Some good warning stated already here.
I'll just add that speaking of SIN (Canada's Social Insurance Number) codes, I believe it's possible to have collisions between a SIN and a SSN (in other words the same number, but two different people/countries). It shouldn't be a surprise since these are separate codification systems, but I somehow can imagine some doing data entry that may be inclined to stick a SIN into a SSN field and vis-versa (think international students in college/university as one instance - I was told by a DBA friend that he saw this happen).
A given information system may be designed to not allow duplicates, and either way, you can see why there might be confusion and data integrity issues (using a SSN column as a unique key? Hmm).
Way too many organizations in the USA use SSNs as unique identifiers for people, despite the well-documented problems with them. Unless your application actually has something to do with government benefits, there's no good reason for you to store SSns.
Given that so many organizations (mis)use them to identify people for things like credit checks, you really need to be careful with them. With nothing more than someone's name, address, and SSN, it's pretty easy to get credit under their name, and steal their identity.
The legal issues are along the lines of getting sued into oblivion for any leak of personal information that contains SSNs.
If it were me I'd avoid them like the plague, or figure out some very very secure way to store them. Additionally (not a legal expert by any extent but..) if you can put in writing somewhere that you are no way responsible if any of this gets out.

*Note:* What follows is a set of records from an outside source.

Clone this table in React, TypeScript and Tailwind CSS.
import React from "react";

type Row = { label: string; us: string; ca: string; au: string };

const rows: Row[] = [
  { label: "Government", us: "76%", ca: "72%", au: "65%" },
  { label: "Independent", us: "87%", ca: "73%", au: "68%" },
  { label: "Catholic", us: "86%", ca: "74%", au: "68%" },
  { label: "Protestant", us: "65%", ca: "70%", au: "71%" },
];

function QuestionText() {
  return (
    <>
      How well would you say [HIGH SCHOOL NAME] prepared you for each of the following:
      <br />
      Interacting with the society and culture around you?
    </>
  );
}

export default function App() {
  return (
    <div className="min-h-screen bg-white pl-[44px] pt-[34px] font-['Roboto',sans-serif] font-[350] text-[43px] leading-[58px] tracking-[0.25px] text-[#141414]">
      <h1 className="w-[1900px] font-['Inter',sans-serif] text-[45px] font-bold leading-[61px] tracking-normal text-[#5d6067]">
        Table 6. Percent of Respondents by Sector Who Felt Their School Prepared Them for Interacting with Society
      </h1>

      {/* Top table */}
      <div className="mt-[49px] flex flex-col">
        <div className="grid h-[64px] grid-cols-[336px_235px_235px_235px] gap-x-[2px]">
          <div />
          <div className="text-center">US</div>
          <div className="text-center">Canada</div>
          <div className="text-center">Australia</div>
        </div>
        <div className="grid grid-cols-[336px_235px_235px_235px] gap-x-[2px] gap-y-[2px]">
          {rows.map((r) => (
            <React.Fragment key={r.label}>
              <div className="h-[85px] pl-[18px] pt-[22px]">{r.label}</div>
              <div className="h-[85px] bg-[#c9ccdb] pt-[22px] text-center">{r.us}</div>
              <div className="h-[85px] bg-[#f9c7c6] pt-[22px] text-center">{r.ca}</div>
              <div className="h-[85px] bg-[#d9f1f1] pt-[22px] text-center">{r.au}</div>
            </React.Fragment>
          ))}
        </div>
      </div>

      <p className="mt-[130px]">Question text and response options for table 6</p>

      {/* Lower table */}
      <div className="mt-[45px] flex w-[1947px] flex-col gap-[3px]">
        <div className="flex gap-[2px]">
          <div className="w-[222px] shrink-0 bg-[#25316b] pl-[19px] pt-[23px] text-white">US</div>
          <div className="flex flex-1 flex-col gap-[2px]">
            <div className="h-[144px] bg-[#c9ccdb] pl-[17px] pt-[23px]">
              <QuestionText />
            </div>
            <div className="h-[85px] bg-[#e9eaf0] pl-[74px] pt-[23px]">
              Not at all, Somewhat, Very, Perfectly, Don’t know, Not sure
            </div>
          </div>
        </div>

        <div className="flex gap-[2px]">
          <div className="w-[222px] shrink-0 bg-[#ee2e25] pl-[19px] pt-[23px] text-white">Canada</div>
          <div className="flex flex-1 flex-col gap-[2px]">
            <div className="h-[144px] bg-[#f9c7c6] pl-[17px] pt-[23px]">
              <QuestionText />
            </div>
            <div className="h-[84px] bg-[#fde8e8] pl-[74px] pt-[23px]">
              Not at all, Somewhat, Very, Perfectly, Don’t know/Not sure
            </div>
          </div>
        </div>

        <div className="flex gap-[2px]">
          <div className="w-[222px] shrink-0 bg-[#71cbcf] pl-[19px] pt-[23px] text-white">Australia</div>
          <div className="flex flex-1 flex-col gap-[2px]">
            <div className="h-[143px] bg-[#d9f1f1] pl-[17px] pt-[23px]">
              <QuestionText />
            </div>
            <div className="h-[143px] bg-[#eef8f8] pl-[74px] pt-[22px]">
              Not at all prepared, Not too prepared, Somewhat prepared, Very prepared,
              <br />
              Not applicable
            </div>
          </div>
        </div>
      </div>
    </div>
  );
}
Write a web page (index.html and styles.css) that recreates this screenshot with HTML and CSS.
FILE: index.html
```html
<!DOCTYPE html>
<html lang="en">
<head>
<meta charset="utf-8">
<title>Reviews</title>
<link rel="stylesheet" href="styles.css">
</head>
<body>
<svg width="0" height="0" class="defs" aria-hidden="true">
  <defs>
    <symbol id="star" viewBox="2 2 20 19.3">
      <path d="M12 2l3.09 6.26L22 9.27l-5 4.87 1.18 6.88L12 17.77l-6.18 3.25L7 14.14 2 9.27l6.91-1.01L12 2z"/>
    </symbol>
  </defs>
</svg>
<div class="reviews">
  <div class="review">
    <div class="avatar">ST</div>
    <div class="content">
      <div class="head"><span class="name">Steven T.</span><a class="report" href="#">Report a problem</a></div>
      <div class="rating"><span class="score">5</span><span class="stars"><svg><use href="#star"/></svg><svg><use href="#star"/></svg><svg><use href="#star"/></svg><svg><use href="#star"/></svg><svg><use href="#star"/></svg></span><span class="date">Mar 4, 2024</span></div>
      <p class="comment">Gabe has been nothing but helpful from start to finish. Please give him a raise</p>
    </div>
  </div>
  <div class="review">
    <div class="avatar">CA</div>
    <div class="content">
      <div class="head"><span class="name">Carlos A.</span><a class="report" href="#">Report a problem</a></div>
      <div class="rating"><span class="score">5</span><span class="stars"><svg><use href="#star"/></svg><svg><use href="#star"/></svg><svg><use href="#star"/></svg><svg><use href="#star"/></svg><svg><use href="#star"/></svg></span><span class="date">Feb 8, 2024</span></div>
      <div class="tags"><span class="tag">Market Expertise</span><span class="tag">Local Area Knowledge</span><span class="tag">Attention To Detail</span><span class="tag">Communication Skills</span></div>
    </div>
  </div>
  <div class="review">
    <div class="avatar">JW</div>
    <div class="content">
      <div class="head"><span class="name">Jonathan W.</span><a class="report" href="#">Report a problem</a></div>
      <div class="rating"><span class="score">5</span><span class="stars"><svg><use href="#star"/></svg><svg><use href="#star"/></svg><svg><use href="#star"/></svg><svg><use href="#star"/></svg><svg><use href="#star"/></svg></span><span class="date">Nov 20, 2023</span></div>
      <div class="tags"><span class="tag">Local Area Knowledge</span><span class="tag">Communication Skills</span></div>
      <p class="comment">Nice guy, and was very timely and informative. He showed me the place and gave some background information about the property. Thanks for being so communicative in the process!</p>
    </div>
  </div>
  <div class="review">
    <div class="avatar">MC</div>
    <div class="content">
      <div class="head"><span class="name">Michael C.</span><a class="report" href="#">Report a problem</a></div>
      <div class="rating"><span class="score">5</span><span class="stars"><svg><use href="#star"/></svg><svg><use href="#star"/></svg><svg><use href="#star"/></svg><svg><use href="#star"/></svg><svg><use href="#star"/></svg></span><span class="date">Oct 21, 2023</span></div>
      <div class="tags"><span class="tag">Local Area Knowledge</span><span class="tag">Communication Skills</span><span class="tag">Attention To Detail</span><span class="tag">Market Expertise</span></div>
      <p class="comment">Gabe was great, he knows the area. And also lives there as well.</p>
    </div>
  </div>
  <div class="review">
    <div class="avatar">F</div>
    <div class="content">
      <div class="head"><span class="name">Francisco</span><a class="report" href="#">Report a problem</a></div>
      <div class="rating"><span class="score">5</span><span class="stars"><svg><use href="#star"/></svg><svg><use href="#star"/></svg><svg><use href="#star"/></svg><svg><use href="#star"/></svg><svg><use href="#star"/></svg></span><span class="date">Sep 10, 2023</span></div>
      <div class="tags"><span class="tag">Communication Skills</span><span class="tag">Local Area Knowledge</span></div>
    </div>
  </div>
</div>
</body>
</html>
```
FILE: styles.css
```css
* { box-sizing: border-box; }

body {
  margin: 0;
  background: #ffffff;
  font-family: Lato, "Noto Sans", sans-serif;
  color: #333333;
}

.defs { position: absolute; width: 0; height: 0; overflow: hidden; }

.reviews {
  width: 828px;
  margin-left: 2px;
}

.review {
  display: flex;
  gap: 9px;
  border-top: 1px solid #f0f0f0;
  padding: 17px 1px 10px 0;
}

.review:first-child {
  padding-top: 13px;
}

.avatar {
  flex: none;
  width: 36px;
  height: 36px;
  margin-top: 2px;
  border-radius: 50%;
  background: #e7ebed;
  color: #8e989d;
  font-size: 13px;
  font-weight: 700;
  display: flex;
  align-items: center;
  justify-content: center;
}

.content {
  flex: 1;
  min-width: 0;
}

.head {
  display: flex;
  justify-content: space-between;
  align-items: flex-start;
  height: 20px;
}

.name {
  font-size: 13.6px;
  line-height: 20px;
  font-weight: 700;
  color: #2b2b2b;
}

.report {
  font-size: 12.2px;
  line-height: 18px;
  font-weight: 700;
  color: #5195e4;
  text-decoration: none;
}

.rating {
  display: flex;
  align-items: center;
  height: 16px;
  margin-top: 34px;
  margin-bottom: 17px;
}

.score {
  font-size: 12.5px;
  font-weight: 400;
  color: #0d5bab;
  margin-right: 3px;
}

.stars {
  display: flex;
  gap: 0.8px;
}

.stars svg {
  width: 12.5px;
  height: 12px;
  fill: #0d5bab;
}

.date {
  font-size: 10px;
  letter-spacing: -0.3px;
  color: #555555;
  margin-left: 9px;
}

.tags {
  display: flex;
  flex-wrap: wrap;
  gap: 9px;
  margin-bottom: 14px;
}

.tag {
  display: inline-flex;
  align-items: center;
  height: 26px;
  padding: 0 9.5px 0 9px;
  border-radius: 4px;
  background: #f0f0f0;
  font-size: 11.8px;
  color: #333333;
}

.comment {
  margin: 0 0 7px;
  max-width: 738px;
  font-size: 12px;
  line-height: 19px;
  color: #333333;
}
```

At a minimum, you want to be sure that SSNs are never emailed without some protection. I think the built-in "password to open" in Excel is enough, legally. I think email is the weakest link, at least in my industry.
Every now and then, there is a news item "Laptop Stolen: Thousands of SSNs Possibly Compromised." It's my great fear that it could be my laptop. I put all SSN containing files in a PGP-protected virtual drive.
You do have good security on your database, don't you? If not, why not?